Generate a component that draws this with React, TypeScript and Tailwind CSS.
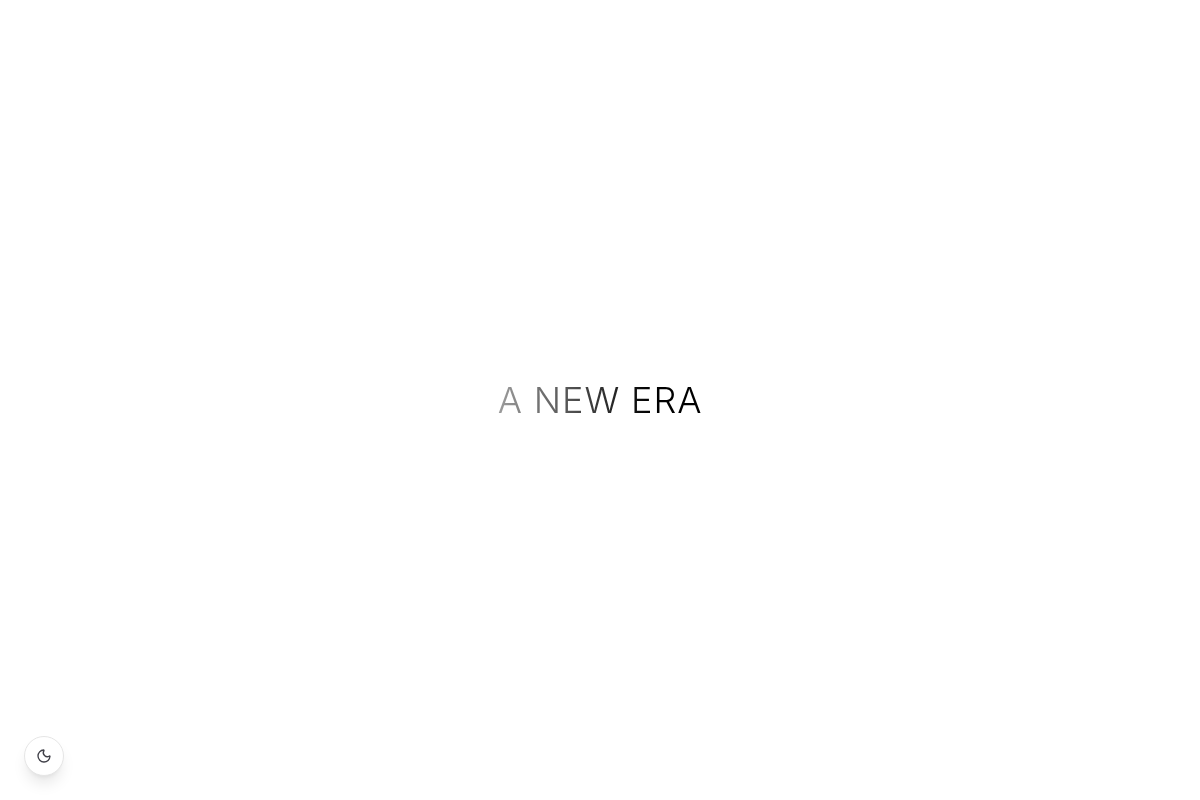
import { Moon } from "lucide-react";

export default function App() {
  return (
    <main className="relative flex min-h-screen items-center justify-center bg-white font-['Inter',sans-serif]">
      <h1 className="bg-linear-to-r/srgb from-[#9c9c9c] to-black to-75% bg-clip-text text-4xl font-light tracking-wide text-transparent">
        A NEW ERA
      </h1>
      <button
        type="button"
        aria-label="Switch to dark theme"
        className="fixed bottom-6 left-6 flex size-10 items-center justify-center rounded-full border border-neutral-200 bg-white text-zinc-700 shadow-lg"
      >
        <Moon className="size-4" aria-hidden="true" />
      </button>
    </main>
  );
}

...

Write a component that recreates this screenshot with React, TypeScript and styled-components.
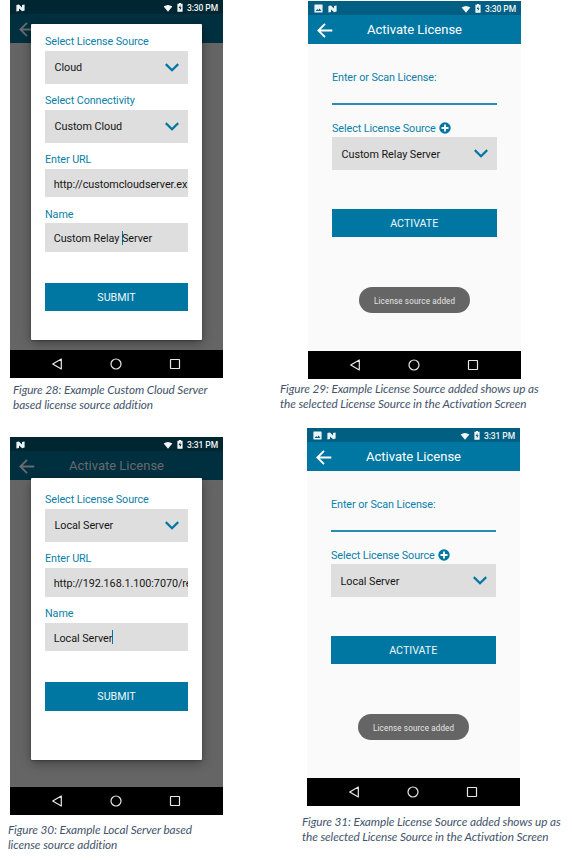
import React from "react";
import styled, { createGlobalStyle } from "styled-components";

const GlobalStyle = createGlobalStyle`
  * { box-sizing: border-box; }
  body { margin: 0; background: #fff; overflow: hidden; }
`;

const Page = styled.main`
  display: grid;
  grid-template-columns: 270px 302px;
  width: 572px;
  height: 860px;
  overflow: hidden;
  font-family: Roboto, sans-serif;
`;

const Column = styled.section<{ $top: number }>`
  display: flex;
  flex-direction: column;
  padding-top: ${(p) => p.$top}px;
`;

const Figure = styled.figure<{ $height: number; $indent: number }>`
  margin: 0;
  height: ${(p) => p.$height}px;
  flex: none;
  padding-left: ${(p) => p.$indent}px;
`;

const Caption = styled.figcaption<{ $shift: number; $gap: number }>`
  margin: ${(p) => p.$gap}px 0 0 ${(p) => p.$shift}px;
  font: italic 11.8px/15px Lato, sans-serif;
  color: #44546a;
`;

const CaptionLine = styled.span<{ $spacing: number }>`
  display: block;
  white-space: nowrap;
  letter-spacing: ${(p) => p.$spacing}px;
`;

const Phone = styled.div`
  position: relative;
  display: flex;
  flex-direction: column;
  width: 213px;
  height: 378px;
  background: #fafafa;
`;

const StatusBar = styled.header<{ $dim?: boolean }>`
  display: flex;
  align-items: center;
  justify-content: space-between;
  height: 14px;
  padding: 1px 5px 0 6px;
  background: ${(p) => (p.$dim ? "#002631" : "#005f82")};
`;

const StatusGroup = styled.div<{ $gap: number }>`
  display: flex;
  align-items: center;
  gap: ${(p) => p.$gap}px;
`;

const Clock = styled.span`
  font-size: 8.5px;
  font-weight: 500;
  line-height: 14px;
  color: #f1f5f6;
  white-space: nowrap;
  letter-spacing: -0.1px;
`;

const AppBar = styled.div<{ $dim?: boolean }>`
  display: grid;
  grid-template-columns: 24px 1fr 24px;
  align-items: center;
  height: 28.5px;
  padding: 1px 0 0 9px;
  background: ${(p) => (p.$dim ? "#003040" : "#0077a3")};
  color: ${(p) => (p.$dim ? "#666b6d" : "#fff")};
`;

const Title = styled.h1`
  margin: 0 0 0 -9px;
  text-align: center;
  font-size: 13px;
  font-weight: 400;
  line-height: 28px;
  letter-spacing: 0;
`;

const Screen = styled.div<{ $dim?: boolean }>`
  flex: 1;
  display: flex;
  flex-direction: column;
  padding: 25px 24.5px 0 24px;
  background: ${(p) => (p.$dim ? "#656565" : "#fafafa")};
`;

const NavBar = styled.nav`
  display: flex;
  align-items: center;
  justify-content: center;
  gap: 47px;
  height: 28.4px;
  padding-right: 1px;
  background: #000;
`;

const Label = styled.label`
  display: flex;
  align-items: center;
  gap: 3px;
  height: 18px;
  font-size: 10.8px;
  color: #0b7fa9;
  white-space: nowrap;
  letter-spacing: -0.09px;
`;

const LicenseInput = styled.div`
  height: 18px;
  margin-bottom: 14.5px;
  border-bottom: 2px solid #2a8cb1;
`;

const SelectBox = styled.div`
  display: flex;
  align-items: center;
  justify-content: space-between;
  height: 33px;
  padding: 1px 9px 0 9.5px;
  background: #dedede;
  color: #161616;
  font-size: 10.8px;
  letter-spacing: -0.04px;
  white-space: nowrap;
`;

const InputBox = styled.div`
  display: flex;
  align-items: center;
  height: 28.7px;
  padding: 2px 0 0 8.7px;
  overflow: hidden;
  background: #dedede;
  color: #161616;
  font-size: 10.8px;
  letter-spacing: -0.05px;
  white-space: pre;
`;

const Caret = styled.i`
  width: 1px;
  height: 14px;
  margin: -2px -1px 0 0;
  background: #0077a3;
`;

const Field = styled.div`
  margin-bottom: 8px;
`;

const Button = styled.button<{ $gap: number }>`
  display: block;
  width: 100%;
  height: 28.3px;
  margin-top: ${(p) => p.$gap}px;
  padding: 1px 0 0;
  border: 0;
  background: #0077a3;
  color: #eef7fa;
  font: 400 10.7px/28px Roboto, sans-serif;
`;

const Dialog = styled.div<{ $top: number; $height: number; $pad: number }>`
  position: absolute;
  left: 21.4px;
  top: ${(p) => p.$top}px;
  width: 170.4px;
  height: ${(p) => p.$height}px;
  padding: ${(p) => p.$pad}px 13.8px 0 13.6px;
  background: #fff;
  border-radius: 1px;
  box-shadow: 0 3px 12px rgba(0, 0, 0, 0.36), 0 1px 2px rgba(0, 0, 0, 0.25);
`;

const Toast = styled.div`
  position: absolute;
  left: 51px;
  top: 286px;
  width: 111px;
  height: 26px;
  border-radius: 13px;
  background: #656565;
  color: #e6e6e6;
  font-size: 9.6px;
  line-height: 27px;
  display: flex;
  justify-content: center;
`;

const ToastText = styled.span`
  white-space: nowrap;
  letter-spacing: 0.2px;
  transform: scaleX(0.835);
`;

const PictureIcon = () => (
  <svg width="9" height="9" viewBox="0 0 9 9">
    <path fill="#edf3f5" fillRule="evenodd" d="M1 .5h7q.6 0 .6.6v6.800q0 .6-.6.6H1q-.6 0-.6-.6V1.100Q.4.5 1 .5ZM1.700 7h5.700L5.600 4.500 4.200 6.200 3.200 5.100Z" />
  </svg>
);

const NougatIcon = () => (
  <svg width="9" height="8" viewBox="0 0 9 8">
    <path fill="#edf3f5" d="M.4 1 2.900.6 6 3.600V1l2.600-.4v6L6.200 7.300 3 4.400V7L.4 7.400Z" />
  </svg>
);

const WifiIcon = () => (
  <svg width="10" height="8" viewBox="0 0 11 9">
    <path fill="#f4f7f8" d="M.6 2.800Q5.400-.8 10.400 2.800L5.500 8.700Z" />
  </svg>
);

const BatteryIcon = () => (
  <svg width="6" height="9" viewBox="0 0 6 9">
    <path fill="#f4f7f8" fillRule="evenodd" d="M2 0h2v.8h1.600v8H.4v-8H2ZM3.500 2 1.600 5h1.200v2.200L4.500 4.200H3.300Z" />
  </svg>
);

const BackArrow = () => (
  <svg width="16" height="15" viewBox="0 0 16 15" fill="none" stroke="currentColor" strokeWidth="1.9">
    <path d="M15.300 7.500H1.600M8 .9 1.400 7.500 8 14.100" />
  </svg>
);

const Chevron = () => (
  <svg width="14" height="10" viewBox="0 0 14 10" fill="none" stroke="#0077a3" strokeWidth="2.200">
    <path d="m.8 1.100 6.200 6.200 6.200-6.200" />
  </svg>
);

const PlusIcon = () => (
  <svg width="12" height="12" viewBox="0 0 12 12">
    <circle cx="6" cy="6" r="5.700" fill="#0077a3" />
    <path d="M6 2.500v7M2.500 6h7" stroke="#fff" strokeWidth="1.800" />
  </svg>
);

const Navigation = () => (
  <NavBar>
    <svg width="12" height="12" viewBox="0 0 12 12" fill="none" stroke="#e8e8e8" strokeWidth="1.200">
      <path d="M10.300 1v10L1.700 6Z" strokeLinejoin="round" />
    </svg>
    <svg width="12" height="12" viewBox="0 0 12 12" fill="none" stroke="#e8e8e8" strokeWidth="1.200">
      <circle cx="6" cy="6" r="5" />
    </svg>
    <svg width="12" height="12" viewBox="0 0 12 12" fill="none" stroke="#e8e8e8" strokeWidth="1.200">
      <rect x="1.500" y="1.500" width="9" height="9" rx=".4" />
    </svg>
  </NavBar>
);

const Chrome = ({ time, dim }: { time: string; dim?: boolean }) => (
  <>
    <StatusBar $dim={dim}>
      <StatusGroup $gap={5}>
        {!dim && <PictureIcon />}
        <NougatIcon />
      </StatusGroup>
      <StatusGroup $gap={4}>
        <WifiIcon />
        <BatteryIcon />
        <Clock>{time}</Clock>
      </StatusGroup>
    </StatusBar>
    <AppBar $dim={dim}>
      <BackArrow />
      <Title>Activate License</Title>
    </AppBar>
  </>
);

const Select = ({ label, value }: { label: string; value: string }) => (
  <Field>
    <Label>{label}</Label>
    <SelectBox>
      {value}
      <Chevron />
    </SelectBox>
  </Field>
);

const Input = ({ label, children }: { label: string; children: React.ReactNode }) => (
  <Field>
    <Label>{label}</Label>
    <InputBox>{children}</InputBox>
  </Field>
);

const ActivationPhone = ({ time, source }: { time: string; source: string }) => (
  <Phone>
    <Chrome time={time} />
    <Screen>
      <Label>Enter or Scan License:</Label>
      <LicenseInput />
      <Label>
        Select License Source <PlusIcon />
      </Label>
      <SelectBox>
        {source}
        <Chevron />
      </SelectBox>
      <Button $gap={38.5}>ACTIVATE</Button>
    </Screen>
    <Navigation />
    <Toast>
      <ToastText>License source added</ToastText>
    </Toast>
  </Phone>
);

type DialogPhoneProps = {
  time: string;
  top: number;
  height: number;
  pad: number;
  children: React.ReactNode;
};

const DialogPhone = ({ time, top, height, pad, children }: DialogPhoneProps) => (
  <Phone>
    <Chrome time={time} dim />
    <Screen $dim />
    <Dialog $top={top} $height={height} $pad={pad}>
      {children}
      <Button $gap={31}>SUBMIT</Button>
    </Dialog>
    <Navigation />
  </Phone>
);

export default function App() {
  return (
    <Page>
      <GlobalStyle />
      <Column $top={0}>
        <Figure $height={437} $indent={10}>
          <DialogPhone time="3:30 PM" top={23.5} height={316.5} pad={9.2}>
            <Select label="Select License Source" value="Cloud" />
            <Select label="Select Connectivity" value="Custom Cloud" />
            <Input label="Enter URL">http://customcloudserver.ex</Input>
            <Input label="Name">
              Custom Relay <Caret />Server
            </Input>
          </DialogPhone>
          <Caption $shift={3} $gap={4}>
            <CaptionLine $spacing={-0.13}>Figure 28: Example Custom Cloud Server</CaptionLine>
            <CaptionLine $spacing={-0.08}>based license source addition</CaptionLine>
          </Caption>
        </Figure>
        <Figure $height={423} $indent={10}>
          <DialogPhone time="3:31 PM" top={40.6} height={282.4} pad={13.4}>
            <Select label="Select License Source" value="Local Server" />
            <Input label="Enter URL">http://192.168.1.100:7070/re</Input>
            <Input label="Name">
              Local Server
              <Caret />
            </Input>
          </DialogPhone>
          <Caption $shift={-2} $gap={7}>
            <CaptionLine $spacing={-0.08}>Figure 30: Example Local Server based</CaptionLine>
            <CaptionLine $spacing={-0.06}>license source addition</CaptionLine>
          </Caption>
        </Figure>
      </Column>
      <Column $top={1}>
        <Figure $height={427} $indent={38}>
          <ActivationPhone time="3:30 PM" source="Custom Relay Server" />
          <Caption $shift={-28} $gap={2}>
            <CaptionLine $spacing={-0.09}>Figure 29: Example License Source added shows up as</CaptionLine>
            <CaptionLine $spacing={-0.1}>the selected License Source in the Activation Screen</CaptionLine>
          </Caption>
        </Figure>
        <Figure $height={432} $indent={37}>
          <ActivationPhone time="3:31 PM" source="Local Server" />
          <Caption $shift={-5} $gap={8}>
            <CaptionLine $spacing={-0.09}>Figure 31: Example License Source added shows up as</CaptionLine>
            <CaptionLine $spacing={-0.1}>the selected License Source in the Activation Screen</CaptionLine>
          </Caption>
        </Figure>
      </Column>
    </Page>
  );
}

---

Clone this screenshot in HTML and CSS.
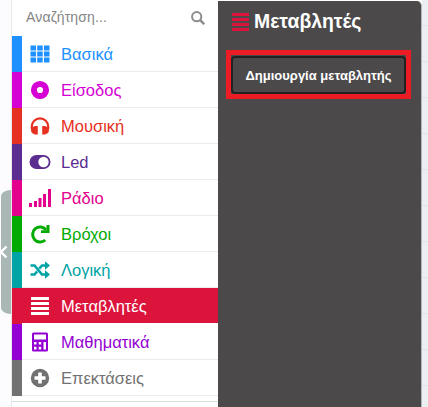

▶ The problem
Pick out the lines above containing the word "this", then copy them.

▶ Response
Generate a component that draws this with React, TypeScript and Tailwind CSS.
Write a component that recreates this screenshot with React, TypeScript and styled-components.
Clone this screenshot in HTML and CSS.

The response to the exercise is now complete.